** start of Provided data **
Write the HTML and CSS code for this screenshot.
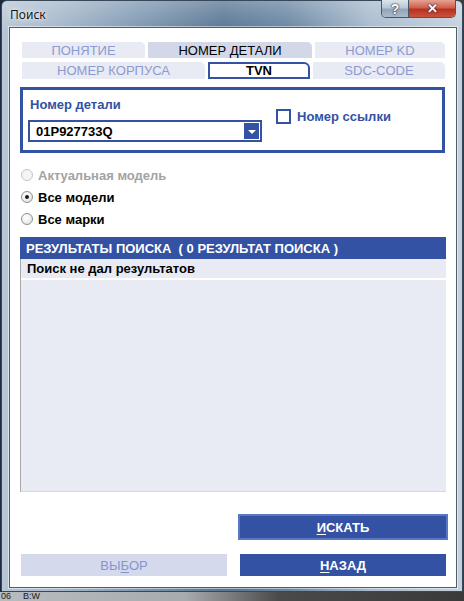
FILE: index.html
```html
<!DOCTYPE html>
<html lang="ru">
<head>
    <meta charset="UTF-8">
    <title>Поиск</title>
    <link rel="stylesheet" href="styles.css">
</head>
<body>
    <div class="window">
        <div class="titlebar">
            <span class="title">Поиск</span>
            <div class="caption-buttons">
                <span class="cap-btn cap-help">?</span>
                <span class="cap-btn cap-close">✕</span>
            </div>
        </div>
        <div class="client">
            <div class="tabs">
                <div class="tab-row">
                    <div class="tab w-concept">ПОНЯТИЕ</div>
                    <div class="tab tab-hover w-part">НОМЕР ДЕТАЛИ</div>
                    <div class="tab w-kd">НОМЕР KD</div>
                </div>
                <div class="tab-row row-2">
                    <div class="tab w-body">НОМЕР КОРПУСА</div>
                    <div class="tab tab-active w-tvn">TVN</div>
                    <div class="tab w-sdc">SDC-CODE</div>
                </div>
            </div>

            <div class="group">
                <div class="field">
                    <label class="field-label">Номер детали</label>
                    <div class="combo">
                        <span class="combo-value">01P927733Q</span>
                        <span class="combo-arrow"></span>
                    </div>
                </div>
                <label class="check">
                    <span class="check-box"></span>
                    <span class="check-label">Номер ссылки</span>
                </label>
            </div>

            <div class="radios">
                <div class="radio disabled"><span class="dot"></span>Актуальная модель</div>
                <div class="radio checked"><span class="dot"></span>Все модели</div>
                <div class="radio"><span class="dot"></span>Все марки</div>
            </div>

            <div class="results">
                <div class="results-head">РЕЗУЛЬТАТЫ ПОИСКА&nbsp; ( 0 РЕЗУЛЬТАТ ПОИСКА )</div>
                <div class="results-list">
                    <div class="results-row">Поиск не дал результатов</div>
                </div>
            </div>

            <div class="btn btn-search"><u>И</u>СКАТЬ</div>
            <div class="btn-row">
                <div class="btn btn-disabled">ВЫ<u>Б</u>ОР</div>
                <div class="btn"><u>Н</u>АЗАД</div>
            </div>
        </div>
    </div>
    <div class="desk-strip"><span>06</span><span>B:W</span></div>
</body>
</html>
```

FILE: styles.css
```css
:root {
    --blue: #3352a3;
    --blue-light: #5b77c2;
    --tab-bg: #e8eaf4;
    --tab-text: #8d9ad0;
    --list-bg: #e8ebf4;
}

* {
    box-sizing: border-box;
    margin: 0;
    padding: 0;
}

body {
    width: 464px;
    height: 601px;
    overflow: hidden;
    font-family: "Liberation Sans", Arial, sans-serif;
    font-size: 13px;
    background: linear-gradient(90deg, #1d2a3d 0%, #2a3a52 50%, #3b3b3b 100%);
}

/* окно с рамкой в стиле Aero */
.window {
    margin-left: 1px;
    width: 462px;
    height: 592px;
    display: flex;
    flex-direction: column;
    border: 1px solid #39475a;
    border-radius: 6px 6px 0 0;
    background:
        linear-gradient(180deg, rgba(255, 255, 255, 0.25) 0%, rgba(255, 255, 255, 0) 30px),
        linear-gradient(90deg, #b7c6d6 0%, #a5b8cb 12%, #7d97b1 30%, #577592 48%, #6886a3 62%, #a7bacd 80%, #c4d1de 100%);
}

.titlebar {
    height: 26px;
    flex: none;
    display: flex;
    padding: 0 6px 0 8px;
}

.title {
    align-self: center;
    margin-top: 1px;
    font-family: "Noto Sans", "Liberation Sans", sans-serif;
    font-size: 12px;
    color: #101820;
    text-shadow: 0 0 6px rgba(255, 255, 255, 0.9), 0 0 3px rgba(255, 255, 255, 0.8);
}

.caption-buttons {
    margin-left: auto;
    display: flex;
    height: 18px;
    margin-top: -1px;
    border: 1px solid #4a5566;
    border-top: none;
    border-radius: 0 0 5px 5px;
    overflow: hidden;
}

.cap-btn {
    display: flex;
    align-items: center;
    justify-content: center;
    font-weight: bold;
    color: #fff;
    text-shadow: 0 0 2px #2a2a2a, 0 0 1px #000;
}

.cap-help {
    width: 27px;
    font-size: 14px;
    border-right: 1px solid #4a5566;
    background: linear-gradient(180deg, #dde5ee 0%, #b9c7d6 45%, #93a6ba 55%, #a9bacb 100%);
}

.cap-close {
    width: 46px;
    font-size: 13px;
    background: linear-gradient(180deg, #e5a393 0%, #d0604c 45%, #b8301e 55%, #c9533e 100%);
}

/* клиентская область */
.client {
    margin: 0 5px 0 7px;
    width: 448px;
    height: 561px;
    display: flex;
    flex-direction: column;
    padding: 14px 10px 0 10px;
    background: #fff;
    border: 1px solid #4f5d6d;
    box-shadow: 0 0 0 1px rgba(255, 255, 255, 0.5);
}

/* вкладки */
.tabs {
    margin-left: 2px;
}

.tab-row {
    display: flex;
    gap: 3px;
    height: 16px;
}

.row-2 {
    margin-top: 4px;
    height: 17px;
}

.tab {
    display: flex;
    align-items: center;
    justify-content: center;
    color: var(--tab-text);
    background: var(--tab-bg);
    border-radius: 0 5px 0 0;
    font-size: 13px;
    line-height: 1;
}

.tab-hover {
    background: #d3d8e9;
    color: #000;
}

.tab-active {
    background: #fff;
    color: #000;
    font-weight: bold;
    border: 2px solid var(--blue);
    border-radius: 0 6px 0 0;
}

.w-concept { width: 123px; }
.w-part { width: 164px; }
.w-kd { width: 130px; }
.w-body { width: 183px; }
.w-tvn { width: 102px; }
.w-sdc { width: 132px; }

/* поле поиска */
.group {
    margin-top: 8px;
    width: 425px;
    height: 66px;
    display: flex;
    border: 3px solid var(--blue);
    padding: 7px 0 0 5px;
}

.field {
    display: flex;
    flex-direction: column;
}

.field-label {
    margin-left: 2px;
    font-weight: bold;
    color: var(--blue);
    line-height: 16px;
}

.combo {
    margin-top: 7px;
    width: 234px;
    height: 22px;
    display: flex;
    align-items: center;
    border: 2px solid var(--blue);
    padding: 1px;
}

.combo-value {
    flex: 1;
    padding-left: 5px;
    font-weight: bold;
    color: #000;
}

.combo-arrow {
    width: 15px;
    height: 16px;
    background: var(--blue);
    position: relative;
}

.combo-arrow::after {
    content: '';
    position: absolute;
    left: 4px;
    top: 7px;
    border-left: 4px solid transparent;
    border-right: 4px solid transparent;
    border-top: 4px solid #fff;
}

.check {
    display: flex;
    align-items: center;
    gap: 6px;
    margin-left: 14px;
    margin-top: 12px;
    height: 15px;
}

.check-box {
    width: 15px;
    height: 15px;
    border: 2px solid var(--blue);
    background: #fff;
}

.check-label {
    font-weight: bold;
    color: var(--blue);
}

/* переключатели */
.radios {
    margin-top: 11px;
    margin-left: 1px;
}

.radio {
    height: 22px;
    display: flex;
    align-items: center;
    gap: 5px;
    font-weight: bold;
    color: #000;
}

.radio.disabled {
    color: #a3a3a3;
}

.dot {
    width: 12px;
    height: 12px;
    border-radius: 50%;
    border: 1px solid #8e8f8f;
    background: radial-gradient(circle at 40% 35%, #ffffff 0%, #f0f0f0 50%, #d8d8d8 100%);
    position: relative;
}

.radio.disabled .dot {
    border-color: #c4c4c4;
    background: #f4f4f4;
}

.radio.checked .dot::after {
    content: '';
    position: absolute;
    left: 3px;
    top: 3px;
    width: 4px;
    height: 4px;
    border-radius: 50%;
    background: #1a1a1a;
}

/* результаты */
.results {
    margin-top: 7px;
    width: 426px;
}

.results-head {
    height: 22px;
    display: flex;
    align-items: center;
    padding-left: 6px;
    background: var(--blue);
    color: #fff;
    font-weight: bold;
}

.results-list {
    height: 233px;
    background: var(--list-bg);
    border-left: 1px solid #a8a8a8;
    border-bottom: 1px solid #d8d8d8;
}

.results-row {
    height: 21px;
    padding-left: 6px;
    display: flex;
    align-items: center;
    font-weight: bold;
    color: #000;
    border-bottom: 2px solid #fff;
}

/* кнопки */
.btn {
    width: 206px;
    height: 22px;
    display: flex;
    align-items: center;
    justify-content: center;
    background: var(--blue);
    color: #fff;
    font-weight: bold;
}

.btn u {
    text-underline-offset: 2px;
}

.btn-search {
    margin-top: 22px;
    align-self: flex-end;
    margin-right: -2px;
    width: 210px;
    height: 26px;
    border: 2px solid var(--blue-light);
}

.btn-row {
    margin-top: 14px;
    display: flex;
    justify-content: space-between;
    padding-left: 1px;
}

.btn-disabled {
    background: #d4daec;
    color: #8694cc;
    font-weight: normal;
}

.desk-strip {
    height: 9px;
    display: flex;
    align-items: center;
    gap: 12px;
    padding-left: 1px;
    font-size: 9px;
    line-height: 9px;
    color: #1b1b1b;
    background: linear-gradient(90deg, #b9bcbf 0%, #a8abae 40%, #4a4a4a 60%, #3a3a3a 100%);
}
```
** end of Provided data **
** start of Provided data **
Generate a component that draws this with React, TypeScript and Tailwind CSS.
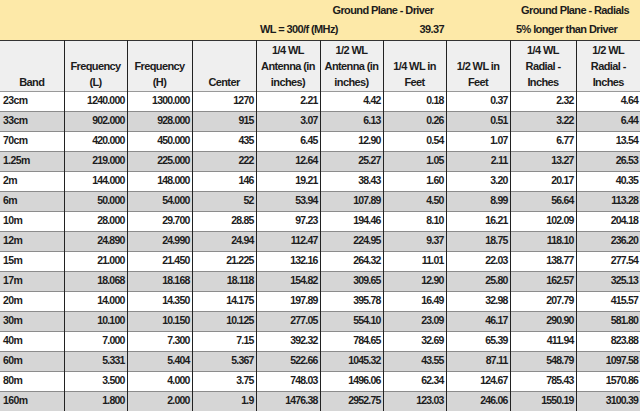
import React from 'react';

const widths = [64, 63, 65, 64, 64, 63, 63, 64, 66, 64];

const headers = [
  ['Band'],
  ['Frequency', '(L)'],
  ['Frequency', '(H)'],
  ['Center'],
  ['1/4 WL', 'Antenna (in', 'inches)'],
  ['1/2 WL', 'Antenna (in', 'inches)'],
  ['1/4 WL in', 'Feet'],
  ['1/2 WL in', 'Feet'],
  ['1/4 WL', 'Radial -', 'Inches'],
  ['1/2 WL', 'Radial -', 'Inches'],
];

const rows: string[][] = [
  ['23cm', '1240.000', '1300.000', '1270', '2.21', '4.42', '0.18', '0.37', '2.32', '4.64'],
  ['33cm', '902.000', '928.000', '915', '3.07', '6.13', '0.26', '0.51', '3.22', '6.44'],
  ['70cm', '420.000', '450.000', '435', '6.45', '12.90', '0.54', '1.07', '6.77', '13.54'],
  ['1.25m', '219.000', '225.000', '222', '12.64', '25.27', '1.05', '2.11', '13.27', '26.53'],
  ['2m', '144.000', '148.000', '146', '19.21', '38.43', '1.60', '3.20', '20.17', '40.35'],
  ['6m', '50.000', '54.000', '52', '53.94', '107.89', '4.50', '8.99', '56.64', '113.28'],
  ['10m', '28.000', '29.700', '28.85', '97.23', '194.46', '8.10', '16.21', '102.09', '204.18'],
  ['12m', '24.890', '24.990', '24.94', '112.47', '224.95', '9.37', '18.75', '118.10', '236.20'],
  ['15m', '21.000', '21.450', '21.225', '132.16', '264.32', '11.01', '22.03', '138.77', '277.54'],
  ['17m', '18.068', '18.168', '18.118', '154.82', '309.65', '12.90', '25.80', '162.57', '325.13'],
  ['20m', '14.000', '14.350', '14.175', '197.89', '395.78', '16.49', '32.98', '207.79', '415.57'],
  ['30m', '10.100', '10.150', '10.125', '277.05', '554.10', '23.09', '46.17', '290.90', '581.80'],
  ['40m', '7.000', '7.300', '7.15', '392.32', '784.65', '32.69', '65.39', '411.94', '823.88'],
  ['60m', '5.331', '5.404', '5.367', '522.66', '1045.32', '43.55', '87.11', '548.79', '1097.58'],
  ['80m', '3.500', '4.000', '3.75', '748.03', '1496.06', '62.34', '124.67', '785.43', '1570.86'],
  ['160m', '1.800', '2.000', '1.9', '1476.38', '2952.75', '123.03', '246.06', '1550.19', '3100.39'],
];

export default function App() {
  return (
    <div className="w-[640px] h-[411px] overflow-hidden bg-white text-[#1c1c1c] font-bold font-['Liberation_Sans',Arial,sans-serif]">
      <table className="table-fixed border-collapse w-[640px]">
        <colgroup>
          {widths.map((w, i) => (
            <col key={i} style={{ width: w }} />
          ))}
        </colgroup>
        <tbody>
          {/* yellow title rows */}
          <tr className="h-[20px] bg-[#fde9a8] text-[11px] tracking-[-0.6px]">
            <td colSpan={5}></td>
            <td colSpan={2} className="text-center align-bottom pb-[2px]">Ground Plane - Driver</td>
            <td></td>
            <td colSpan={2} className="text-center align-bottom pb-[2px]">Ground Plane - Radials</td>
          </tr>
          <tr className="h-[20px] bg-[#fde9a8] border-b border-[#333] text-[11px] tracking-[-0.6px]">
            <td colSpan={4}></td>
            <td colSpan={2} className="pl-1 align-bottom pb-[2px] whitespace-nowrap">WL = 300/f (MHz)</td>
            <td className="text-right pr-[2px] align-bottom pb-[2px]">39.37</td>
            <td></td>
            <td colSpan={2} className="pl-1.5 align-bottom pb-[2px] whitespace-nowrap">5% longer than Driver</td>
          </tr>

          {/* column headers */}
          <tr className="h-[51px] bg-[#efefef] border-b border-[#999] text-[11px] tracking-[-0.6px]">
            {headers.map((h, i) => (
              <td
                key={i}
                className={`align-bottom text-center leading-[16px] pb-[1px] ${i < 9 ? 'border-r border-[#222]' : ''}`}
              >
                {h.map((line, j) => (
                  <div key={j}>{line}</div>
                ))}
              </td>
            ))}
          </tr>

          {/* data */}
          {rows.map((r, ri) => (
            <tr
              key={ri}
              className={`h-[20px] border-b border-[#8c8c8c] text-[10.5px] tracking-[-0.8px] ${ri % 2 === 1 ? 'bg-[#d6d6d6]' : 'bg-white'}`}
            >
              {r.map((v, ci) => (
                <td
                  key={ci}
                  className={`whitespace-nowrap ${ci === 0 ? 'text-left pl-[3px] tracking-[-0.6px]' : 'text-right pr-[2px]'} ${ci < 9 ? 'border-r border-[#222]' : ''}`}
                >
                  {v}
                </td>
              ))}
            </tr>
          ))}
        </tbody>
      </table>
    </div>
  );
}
** end of Provided data **
> To do
Extract all lines from the material above that include the word "React".

> The output
Generate a component that draws this with React, TypeScript and Tailwind CSS.
import React from 'react';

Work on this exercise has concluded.